:: Data ::

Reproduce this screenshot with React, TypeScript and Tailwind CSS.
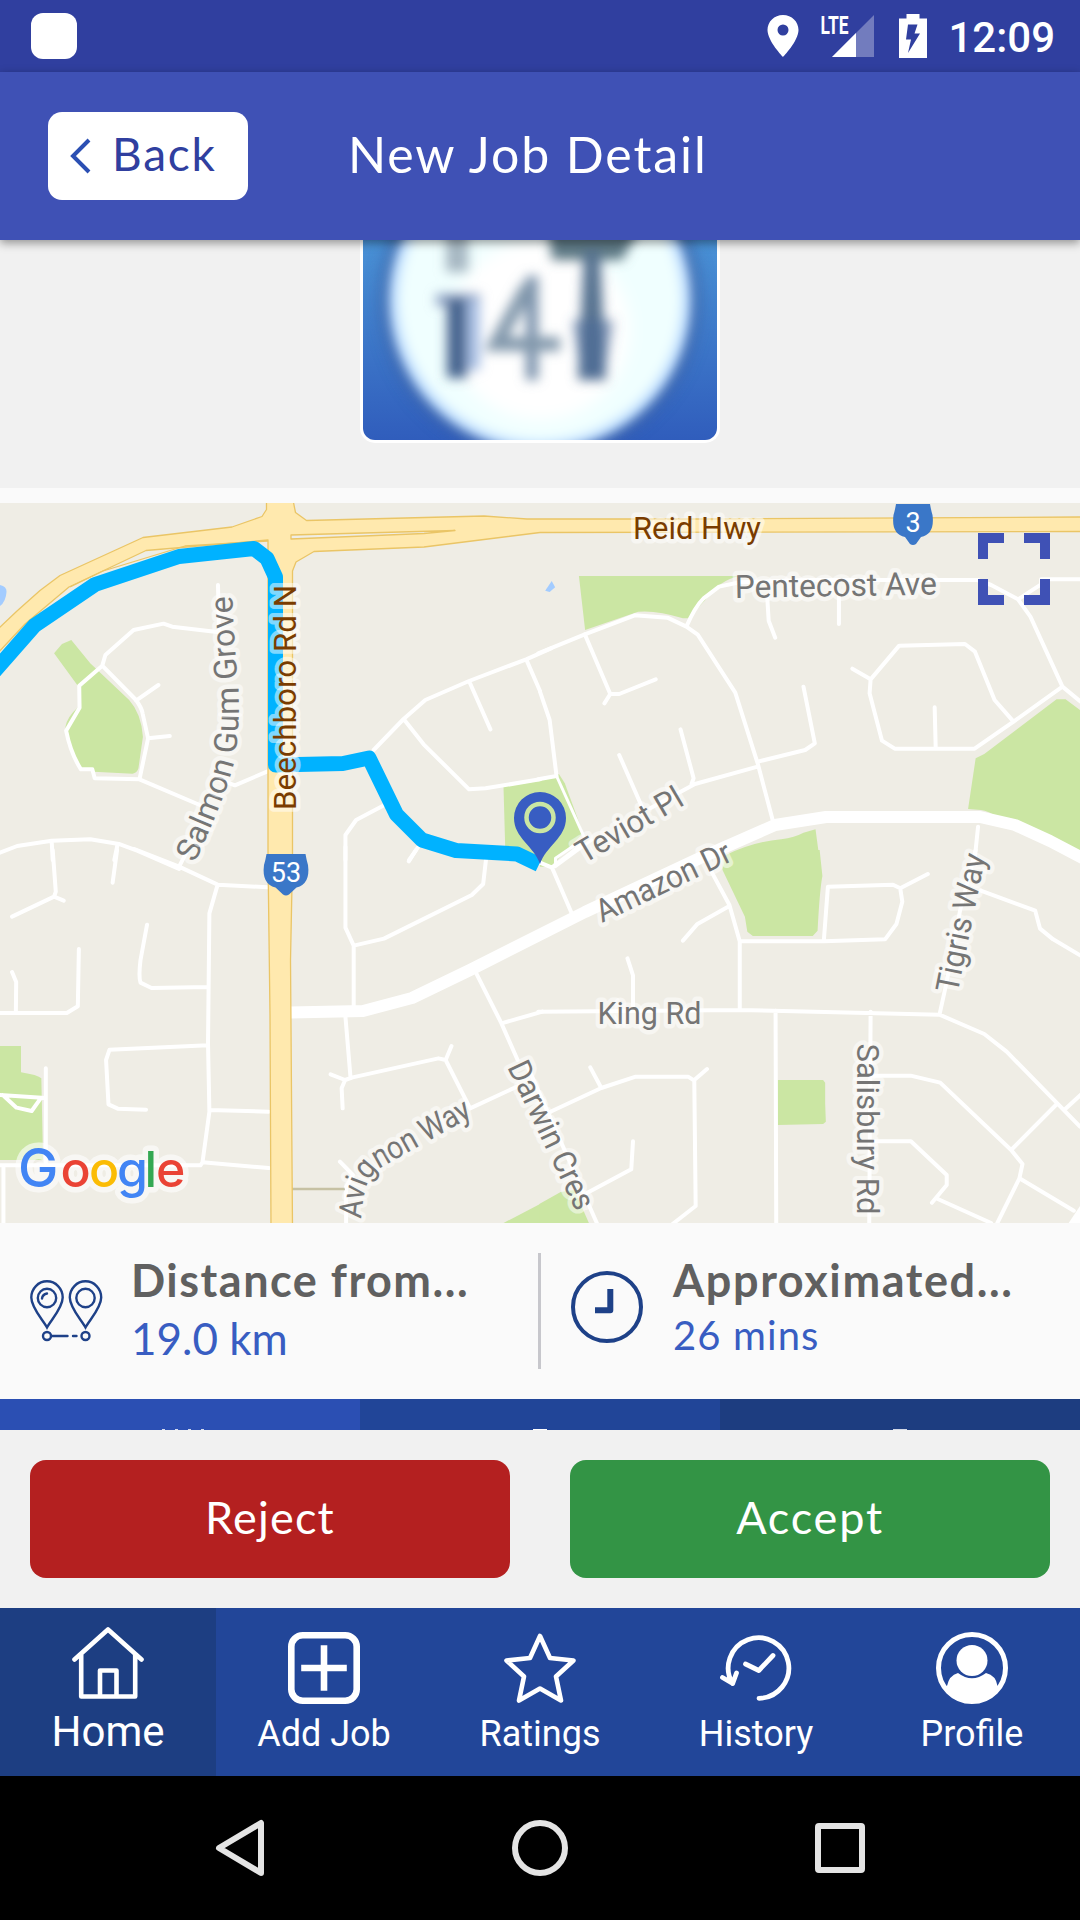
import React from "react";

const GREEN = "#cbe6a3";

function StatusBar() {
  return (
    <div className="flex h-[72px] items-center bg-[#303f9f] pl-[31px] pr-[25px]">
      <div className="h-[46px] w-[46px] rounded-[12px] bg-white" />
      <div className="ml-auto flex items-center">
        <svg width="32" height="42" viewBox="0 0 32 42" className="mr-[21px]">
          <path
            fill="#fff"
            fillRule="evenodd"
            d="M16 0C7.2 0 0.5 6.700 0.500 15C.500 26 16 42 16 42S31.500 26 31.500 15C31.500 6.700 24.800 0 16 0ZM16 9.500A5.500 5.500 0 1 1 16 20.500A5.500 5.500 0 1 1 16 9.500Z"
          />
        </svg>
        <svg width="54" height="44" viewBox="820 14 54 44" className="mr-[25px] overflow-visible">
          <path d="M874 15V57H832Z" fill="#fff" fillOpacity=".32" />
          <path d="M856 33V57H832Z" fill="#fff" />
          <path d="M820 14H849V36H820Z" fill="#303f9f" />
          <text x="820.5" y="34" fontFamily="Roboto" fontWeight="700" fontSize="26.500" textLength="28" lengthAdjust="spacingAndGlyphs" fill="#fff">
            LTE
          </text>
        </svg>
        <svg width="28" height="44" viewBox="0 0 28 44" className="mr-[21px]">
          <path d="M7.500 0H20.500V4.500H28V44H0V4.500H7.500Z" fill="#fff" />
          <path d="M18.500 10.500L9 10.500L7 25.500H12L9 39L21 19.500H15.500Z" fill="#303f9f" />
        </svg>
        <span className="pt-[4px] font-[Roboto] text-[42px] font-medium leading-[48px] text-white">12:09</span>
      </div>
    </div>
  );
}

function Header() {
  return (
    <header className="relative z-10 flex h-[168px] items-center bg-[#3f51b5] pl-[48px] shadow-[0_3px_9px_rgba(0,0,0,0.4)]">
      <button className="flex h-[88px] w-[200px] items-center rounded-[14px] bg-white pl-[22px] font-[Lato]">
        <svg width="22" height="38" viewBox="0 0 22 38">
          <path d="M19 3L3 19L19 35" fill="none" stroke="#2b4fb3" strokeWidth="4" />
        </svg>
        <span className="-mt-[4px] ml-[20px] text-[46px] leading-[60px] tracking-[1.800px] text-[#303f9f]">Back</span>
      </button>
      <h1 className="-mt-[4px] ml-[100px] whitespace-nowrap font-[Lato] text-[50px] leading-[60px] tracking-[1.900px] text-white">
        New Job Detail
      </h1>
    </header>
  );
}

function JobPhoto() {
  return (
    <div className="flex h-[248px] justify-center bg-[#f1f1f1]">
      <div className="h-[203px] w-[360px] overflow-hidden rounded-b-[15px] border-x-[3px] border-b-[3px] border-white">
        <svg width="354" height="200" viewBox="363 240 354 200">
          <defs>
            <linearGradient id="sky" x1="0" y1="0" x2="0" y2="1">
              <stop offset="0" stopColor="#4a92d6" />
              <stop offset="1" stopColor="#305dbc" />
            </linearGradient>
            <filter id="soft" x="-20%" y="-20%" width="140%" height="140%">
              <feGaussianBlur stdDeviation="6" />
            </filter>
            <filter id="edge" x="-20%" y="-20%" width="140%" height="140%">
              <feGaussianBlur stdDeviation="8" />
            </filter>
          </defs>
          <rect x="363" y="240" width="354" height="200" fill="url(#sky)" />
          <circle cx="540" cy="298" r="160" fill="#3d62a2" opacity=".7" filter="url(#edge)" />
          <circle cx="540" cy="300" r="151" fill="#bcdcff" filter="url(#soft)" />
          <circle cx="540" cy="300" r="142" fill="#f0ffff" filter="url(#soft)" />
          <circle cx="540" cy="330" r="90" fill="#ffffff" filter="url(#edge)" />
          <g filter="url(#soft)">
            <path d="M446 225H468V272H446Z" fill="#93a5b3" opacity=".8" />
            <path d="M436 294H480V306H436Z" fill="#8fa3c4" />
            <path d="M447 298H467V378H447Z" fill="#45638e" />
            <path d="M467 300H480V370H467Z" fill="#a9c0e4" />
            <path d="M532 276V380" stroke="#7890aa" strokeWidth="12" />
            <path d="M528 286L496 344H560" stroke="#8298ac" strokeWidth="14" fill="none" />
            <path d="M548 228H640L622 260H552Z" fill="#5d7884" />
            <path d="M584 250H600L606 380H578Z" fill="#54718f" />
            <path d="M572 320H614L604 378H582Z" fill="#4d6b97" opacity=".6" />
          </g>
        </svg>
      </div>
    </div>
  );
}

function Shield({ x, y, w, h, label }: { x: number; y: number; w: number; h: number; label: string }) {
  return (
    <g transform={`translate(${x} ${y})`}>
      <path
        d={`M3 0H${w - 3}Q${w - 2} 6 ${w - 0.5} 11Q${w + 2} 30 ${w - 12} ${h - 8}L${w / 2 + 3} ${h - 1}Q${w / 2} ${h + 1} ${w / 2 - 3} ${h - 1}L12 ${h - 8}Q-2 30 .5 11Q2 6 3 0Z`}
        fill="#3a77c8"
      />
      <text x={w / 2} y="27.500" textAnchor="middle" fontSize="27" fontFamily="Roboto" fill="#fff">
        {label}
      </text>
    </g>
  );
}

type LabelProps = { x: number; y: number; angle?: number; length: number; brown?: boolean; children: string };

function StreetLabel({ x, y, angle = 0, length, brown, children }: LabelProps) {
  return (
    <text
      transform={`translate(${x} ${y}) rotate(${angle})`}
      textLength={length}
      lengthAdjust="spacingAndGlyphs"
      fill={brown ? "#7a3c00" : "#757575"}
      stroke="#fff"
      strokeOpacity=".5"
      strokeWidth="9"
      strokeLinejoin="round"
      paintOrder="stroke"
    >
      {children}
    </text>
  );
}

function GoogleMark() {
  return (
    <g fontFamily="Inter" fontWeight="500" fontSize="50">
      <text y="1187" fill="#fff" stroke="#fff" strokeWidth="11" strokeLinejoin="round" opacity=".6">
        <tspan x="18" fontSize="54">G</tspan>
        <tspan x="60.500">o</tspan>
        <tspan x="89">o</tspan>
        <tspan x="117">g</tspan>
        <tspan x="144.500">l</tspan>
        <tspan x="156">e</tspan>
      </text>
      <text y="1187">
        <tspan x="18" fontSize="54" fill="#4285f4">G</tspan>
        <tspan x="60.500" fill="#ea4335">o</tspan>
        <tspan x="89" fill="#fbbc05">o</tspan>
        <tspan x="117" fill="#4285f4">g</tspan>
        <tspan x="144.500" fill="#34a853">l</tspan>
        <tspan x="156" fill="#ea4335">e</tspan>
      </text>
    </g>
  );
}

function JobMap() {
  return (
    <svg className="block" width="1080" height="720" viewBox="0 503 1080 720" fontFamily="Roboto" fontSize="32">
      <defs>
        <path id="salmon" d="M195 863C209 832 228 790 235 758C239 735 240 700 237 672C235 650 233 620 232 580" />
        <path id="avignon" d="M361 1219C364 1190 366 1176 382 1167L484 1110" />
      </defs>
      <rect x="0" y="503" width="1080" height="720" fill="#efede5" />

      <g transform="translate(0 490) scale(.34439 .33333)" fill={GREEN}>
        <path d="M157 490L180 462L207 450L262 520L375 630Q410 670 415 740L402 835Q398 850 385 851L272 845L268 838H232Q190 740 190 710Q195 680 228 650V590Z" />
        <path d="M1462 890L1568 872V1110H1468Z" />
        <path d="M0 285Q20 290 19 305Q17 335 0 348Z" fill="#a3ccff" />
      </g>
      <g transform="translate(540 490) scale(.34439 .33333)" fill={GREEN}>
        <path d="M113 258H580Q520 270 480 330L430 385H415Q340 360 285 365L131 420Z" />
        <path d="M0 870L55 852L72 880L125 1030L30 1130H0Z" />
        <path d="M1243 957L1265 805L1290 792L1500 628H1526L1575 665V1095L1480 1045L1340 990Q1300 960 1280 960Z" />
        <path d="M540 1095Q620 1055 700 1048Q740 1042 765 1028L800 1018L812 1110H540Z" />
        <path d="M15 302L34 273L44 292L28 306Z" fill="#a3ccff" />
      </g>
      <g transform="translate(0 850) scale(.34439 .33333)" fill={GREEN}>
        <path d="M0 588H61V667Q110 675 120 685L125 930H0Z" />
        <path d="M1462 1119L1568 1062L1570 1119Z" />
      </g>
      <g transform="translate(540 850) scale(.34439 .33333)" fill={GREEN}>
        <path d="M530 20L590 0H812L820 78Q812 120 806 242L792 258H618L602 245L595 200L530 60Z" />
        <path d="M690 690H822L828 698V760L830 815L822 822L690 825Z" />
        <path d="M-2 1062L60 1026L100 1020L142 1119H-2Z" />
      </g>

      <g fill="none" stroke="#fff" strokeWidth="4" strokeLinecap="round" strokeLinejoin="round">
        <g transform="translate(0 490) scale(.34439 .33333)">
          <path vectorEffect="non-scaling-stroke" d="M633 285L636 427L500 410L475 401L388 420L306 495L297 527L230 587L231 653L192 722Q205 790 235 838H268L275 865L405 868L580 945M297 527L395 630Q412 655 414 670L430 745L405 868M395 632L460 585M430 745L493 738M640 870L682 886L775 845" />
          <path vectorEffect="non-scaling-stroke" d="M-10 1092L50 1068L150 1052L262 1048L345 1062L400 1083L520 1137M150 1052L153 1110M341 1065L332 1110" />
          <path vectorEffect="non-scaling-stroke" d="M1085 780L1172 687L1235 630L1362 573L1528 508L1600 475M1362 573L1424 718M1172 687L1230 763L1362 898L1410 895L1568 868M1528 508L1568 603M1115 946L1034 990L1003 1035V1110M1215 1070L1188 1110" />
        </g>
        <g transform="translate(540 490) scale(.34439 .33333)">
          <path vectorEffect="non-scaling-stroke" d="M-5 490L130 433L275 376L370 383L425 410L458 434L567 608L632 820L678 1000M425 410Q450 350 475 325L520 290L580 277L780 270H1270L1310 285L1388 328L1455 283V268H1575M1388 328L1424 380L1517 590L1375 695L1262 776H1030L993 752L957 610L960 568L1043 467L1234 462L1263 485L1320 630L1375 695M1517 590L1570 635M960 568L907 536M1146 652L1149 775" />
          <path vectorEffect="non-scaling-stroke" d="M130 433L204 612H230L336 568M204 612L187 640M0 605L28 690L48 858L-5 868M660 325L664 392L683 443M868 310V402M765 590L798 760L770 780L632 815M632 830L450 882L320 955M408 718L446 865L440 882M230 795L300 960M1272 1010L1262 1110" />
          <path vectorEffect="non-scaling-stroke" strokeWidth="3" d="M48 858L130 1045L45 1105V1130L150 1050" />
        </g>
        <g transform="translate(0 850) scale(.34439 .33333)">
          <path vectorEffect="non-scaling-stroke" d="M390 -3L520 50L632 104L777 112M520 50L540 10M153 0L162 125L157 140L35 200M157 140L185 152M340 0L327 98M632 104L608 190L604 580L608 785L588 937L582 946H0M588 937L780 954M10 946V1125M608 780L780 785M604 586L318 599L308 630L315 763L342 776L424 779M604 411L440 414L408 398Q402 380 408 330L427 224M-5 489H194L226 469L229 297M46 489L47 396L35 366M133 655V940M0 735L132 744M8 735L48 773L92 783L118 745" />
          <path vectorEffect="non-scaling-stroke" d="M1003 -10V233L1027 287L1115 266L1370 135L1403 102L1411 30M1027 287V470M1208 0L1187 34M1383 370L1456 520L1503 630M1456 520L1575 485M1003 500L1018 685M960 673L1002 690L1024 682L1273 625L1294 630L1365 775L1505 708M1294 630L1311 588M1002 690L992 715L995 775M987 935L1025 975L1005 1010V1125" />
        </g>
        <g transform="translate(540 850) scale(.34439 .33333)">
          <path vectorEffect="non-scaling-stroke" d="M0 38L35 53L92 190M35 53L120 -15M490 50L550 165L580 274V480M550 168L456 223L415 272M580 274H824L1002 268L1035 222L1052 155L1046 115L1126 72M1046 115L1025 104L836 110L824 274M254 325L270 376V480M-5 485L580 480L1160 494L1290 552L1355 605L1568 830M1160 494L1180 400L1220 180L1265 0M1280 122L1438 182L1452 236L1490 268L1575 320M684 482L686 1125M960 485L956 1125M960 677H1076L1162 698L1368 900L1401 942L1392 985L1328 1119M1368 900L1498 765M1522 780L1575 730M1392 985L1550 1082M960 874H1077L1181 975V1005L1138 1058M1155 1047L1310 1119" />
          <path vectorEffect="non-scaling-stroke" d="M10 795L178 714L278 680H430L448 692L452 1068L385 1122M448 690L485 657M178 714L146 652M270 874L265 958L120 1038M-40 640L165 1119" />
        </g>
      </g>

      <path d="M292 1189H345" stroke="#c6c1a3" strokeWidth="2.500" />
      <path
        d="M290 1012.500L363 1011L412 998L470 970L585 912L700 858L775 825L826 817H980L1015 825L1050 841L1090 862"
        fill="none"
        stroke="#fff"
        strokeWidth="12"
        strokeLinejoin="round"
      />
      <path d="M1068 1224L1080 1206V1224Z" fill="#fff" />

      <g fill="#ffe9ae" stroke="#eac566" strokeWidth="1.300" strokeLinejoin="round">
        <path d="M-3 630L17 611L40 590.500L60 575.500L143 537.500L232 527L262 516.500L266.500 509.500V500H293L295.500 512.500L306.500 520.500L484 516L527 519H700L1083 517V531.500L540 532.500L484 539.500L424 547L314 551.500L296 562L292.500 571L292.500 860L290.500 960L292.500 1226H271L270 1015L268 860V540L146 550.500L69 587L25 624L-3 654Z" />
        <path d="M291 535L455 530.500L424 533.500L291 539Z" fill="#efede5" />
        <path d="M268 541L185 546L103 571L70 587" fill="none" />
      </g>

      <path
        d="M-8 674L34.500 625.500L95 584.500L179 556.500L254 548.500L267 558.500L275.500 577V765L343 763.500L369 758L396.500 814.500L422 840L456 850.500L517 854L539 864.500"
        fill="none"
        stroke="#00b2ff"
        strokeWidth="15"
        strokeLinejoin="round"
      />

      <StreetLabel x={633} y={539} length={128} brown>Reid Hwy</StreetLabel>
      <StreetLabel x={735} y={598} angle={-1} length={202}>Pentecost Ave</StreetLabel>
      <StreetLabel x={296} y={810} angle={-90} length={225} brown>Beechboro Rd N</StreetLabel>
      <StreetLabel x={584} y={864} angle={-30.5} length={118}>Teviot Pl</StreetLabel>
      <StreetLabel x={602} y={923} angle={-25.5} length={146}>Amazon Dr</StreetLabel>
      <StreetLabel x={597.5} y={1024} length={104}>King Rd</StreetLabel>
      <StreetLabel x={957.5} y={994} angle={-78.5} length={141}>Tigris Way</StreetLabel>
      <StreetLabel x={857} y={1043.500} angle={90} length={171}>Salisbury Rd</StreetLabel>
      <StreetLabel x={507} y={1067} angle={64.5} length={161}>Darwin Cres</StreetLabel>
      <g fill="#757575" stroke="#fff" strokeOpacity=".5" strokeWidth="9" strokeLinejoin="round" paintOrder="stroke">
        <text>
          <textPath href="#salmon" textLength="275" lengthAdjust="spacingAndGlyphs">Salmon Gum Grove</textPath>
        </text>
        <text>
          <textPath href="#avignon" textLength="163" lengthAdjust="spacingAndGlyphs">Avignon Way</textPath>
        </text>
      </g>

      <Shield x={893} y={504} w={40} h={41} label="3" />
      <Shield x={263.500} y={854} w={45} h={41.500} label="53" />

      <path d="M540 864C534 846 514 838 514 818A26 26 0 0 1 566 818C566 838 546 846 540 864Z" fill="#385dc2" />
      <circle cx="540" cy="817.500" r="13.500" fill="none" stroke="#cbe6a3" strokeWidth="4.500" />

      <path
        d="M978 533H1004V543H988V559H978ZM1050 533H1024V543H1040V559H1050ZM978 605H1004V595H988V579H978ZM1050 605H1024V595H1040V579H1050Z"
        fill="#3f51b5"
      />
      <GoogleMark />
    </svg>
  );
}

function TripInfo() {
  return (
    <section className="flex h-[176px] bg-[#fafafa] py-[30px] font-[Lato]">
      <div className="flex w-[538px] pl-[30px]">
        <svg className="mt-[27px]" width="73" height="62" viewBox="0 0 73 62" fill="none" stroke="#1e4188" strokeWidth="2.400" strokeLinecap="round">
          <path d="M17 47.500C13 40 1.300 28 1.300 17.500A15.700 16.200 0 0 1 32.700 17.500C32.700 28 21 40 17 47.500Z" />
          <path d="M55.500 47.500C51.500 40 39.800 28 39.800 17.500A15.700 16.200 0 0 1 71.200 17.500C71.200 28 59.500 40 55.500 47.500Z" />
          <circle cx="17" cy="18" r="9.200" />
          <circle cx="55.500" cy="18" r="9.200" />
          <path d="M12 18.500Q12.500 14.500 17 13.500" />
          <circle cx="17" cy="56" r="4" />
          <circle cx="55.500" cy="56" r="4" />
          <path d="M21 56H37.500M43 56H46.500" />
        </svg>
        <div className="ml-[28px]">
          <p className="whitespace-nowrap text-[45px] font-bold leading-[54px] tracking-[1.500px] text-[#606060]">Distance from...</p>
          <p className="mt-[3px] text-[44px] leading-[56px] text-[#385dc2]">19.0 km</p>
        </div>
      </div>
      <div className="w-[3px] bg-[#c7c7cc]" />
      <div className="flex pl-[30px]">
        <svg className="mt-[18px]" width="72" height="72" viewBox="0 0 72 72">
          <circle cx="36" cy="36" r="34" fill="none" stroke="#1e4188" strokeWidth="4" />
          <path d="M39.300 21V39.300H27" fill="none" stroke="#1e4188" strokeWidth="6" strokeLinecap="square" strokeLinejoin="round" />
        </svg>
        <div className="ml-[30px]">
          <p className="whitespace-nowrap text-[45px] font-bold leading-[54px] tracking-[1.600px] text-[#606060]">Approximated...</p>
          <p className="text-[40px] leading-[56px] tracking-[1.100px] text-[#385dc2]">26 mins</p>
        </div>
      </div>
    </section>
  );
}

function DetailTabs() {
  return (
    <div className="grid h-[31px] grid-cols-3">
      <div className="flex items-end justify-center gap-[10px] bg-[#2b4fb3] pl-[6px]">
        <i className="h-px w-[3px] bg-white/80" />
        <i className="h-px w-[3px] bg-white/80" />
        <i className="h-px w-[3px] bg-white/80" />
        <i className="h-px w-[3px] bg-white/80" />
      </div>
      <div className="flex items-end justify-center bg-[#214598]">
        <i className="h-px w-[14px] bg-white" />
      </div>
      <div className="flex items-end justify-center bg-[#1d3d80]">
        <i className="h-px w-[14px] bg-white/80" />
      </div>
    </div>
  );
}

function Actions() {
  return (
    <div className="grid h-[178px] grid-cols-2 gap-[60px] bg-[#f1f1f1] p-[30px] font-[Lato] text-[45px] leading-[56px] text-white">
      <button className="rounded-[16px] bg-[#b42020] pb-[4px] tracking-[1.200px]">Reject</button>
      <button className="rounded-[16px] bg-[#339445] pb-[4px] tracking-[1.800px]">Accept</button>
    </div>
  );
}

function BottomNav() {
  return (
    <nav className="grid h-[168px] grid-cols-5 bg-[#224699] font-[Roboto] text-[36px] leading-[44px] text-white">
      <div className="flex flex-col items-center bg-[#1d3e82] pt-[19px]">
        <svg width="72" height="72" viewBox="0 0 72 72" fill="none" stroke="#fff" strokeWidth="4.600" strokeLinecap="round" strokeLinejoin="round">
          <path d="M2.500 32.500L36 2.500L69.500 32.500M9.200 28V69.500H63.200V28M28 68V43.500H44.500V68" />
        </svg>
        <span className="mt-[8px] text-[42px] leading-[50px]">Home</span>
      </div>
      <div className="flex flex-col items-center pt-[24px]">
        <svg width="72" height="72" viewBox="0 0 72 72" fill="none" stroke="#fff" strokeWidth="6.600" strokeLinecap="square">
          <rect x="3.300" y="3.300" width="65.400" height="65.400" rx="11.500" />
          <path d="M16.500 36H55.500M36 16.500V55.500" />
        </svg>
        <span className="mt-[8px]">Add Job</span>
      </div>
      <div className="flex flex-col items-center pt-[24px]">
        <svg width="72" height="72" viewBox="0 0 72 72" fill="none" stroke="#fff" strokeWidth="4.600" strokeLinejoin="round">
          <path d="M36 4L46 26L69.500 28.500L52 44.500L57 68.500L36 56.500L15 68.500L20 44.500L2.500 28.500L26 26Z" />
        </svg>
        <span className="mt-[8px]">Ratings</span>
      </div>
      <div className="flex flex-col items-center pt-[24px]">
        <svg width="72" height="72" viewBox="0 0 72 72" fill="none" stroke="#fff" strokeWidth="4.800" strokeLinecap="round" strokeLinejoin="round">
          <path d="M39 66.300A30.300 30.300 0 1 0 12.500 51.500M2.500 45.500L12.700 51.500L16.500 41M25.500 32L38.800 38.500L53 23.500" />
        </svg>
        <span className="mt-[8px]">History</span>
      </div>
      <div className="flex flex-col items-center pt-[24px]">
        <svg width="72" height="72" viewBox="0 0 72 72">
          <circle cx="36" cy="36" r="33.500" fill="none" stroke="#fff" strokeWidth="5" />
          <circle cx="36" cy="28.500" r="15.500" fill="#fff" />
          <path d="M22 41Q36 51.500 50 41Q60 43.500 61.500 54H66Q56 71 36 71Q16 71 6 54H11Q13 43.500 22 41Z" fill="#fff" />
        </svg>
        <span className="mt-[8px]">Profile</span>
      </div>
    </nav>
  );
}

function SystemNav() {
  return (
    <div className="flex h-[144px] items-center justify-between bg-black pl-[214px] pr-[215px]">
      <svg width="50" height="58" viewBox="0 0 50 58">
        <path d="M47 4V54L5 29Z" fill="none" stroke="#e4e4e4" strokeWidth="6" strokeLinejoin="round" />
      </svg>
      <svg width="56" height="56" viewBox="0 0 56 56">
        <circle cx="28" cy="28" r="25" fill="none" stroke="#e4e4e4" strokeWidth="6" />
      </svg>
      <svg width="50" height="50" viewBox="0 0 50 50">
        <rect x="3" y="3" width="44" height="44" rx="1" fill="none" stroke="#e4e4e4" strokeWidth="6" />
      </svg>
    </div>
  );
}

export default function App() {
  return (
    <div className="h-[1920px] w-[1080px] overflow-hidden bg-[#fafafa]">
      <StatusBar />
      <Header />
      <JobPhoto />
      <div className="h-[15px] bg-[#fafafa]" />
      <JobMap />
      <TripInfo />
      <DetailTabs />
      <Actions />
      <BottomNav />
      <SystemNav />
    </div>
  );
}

:::

Return all the lines that contain the string "React".

__Result__:
Reproduce this screenshot with React, TypeScript and Tailwind CSS.
import React from "react";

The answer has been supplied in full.